İstiklâl Marşı'nın Kabulü
Milli Mücadele devam ettiği sırada, ordunun ve halkın moralini ve heyecanını artırmak amacıyla bir milli marş hazırlanmasına karar verilmiş, bir duyuru yapılarak 25 Ekim 1920 günü “İstiklal Marşı” başlığıyla bir yarışma açıldığı bildirilmişti. Seçilecek şiirin şairi 500 lira ile ödüllendirilecek, daha sonra bir beste yarışması açılacaktı.

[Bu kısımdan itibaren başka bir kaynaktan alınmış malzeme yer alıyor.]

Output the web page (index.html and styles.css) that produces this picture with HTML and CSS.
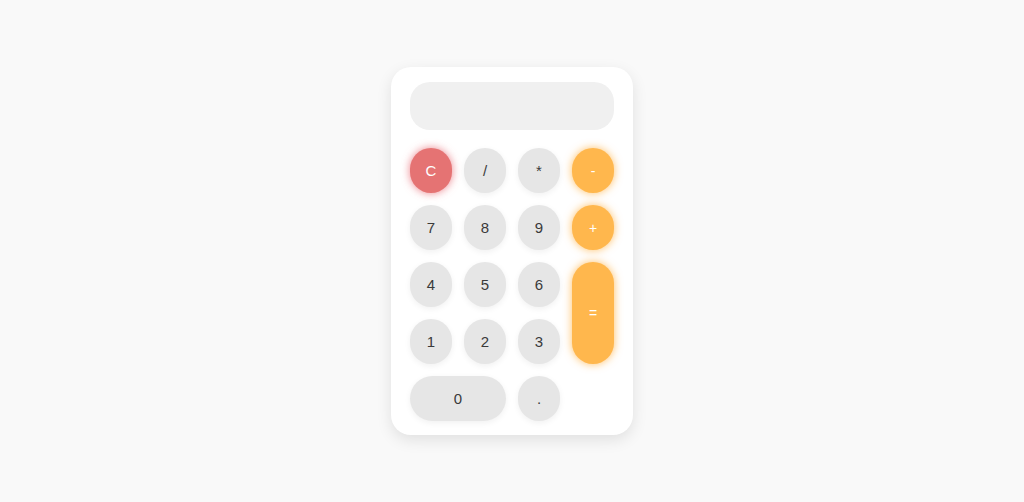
FILE: index.html
```
<!DOCTYPE html>
<html>
<head>
<meta charset="utf-8">
<link rel="stylesheet" href="styles.css">
</head>
<body>
<div class="page">
  <div class="calc">
    <div class="display"></div>
    <div class="keys">
      <button class="key clear">C</button>
      <button class="key">/</button>
      <button class="key">*</button>
      <button class="key op">-</button>
      <button class="key">7</button>
      <button class="key">8</button>
      <button class="key">9</button>
      <button class="key op">+</button>
      <button class="key">4</button>
      <button class="key">5</button>
      <button class="key">6</button>
      <button class="key op equals">=</button>
      <button class="key">1</button>
      <button class="key">2</button>
      <button class="key">3</button>
      <button class="key zero">0</button>
      <button class="key">.</button>
    </div>
  </div>
</div>
</body>
</html>
```
FILE: styles.css
```
html, body {
  margin: 0;
  padding: 0;
  background: #f9f9f9;
  font-family: "Liberation Sans", Arial, sans-serif;
}
.page {
  height: 502px;
  display: flex;
  align-items: center;
  justify-content: center;
}
.calc {
  width: 204px;
  background: #ffffff;
  border-radius: 20px;
  padding: 15px 19px 14px;
  box-shadow: 0 5px 15px rgba(0, 0, 0, 0.1);
}
.display {
  height: 48px;
  background: #f0f0f0;
  border-radius: 20px;
  margin-bottom: 18px;
}
.keys {
  display: grid;
  grid-template-columns: repeat(4, 42px);
  grid-auto-rows: 45px;
  gap: 12px 12px;
}
.key {
  border: none;
  margin: 0;
  padding: 0;
  border-radius: 25px;
  background: #e6e6e6;
  color: #3a3a3a;
  font-family: "Liberation Sans", Arial, sans-serif;
  font-size: 15px;
  box-shadow: 0 2px 6px rgba(0, 0, 0, 0.06);
}
.clear {
  background: #e57373;
  color: #ffffff;
  box-shadow: 0 0 8px rgba(229, 90, 100, 0.75);
}
.op {
  background: #ffb74d;
  color: #ffffff;
  font-size: 14px;
  box-shadow: 0 0 8px rgba(255, 170, 50, 0.75);
}
.equals {
  grid-row: span 2;
  border-radius: 22px;
}
.zero {
  grid-column: span 2;
}
```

Duyurunun ardından ülkenin dört bir tarafından yollanan şiirler arasından seçim yapılamayınca, Maarif Nazırı Hamdullah Suphi Bey 5 Şubat 1921 günü, yarışmaya katılmamış olan Mehmet Akif Bey’den bir şiir yazmasını rica etti. 26 Şubat 1921 tarihli Meclis oturumunda, Mehmet Akif Bey’inki de dahil olmak üzere yedi ayrı güfte ele alındı. Kesin bir seçim yapılmadan evvel bu yedi şiirin basılması düşünülüyorsa da, 1 Mart günkü oturumda Hamdullah Suphi Bey kendi seçiminin Mehmet Akif Bey’in şiirinden yana olduğunu söyleyerek kürsüden bu şiiri okudu.
Meclis’te yaşanan yoğun tartışmaların ardından bir oylama yapıldı. Bu sırada farklı görüşleri olanlar dertlerini dile getiriyor, onların bu görüşleri de oya sunuluyordu. Sonuç olarak Mehmet Akif Bey’in şiiri oy çoğunluğuyla seçilince, mebusların ısrarı üzerine bu şiir Hamdullah Bey tarafından bir kez daha kürsüden okundu ve ayakta alkışlandı.
İstiklal Marşı’nın güftesi seçildikten sonra, beste için yine 500 lira para ödüllü bir yarışma açılarak mayıs ayı sonuna kadar süre tanındı. Yarışmaya gönderilen eserlerden Ali Rıfat (Çağatay) Bey’in bestesi kabul edilip 1924 yılından 1930 yılına kadar İstiklal Marşı bu besteyle çalındı. 1930 yılından itibaren ise Osman Zeki Üngör’ün bestesi esas alındı.